Jorden Gold, known as ‘Stretch,’ pioneered a revolutionary movement in health and fitness. Gold is an international expert on stretching, a licensed provider of education for the National Certification Board for Therapeutic Massage & Body Work, instructor at Hands School of Massage Miami and operator of one of the most respected stretch-therapy companies
in the industry.
“We developed Stretch Zone’s Conversion Kit and Stretch Cells of systematic stretches, so that people are not fighting the resistance of their own body,” Gold says.
Why mention Miami-based Gold? Because Miami has come to Bradenton in the form of Kevin Hall, one of Gold’s most devoted students and his protégé. Hall is a Certified Personal Trainer who became a stretcher following his passion for helping people.
“I didn’t think I would be so good at it,” he laughs. But he’s better than good. Indeed, Bob Rustigan, owner and manager of Stretch Zone, says he wishes he could have Hall cloned.
The Stretch Zone Manifesto states, “The limiting factor to achieving full range of motion is not the length or elasticity of muscle the nervous control of the tension via the stretch reflex.” So in order to truly understand stretching and whether or not it is necessary or advantageous to the athlete, Stretch Zone offers this analogy: “Think of a car seatbelt. If you pull too quickly, it locks. If you continue to force it, you’re just stretching the material itself—that’s what it means to micro-strain a muscle. However, if you were to pull your car seatbelt nice, smoothly and controlled, it will come out much farther.”

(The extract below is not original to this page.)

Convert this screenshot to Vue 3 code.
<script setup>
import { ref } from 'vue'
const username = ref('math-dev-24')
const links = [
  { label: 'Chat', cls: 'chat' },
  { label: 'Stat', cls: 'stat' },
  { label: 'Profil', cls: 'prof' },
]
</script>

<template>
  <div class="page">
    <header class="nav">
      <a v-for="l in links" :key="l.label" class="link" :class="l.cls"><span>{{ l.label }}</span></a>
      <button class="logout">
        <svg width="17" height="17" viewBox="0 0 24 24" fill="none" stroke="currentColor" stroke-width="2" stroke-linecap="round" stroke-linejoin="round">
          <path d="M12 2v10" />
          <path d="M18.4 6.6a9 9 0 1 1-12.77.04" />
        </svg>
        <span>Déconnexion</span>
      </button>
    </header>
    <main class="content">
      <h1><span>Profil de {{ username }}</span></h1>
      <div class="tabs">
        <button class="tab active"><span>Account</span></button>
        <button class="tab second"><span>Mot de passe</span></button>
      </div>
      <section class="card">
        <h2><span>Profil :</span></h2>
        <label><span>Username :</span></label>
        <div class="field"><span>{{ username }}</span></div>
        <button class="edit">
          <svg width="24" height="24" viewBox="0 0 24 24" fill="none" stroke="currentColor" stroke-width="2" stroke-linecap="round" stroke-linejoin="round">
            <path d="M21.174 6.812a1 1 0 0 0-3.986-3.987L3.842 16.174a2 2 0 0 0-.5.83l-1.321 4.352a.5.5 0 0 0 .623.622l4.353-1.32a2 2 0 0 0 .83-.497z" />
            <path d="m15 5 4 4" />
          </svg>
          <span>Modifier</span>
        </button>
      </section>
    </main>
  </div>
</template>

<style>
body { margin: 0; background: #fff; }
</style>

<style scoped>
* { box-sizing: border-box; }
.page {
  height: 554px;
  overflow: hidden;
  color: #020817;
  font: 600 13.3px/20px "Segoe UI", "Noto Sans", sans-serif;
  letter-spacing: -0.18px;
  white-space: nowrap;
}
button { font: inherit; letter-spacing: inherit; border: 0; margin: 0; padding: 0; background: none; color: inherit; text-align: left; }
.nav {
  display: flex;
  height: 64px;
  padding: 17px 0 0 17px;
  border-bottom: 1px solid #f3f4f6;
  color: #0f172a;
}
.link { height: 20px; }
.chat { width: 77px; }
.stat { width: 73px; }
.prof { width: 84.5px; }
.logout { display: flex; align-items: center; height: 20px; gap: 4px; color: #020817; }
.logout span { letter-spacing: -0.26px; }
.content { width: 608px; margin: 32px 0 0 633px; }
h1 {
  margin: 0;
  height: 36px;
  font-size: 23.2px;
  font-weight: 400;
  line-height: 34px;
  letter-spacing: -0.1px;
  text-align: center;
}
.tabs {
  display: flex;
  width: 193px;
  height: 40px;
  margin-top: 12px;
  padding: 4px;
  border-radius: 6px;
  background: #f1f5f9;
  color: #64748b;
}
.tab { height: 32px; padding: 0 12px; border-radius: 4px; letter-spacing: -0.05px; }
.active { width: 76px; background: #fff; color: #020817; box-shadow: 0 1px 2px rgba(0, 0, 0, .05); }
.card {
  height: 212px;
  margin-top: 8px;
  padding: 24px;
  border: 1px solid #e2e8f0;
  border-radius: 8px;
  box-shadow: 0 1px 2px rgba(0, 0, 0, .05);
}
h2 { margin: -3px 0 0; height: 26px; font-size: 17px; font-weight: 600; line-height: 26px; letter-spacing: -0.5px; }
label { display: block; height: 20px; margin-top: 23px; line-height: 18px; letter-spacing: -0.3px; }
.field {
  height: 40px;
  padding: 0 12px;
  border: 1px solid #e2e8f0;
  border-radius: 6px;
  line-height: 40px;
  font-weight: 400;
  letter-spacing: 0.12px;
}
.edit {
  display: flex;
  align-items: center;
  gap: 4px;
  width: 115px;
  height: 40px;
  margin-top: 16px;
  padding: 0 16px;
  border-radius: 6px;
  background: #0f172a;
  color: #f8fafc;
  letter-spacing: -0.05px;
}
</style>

Debating the question of whether stretching improves athletic performance, for professionals, is not much of a debate. Increasing and maintaining range of motion for an athlete is invaluable, especially when it comes to injury prevention. Most athletes seek sports therapists after they have an injury. Consider being the athlete that adds stretch therapy to the daily or weekly routine to prevent injury because when you’ve worked this hard to get to where you, don’t take a chance that your range of motion, flexibility, and “stretch ability” isn’t the best it could be.